From now onwards, I will give all out. Okay, a bit exaggerating. Well, I will be as much as possible to offer what within my means to people around me and travel extra miles to provide more for those I love and appreciate dearly. It is never an easy task. To give more than you receive wor.. Mind me that there might be times, I may be off track a bit. Hahaha. I am a needy person actually but but but I definitely hope I could change for good.

Wednesday, February 03, 2010

Empty Handed

Sometimes when the emptiness creeps into my soul at late nights or the moments I caught myself alone in the room, you wish so badly that the shitty feelings will just go away. However, the more you tried to fight against it, the more you going to fall into that slump. I tried to sound chirpy and jovial when I called my current ex-bf to arrange the time and place for me getting back my iPhone on this coming weekend in KL. I can tell you frankly…it is not easy. I wished I don’t need to make that call and to listen to his voice once more.
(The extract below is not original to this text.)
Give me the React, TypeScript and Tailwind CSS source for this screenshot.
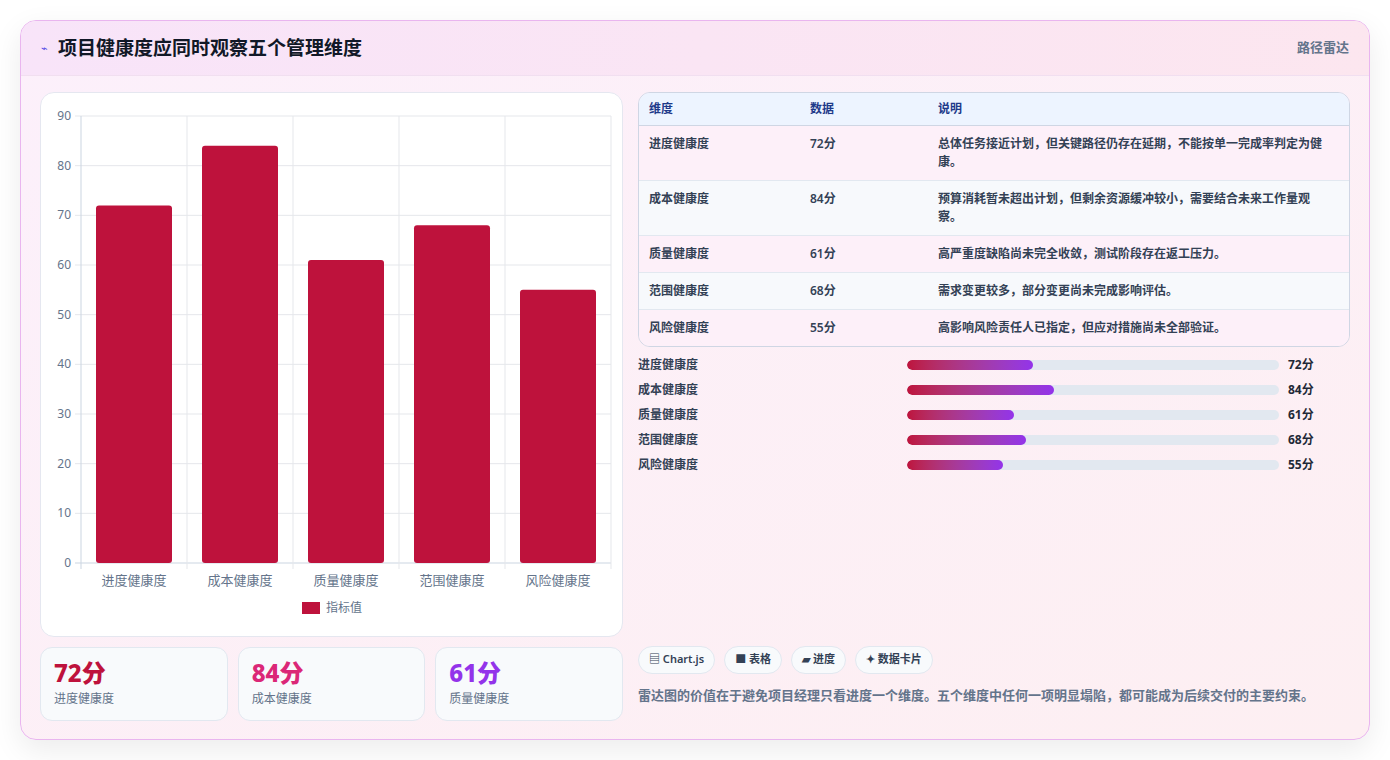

I looked really silly. I made KF to drive me all the way to his house to get back my some of my clothes last evening after work. When we reached his house, I saw his mum sitting outside the pouch then I quickly asked KF to speed off. KF looked rather confused threw me questions like, “You cheated his money is it? You stole something from him? You played with his feelings”…I keep shaking my head and KF asked, “Then why are you so afraid to go and just take back your stuff?” Perhaps, I haven’t prepared myself for this or I just don’t want to face the fact. We headed back home empty handed.

During my slump, there are so many great friends around lending me their hands and offering me shoulders but most importantly is giving me their time as much as they could, to handle me with much care and attention. I can’t ask for more for these friends who have contributed so much so much to me. And it is just me for not being thankful to them and still keeping myself in the bad auras.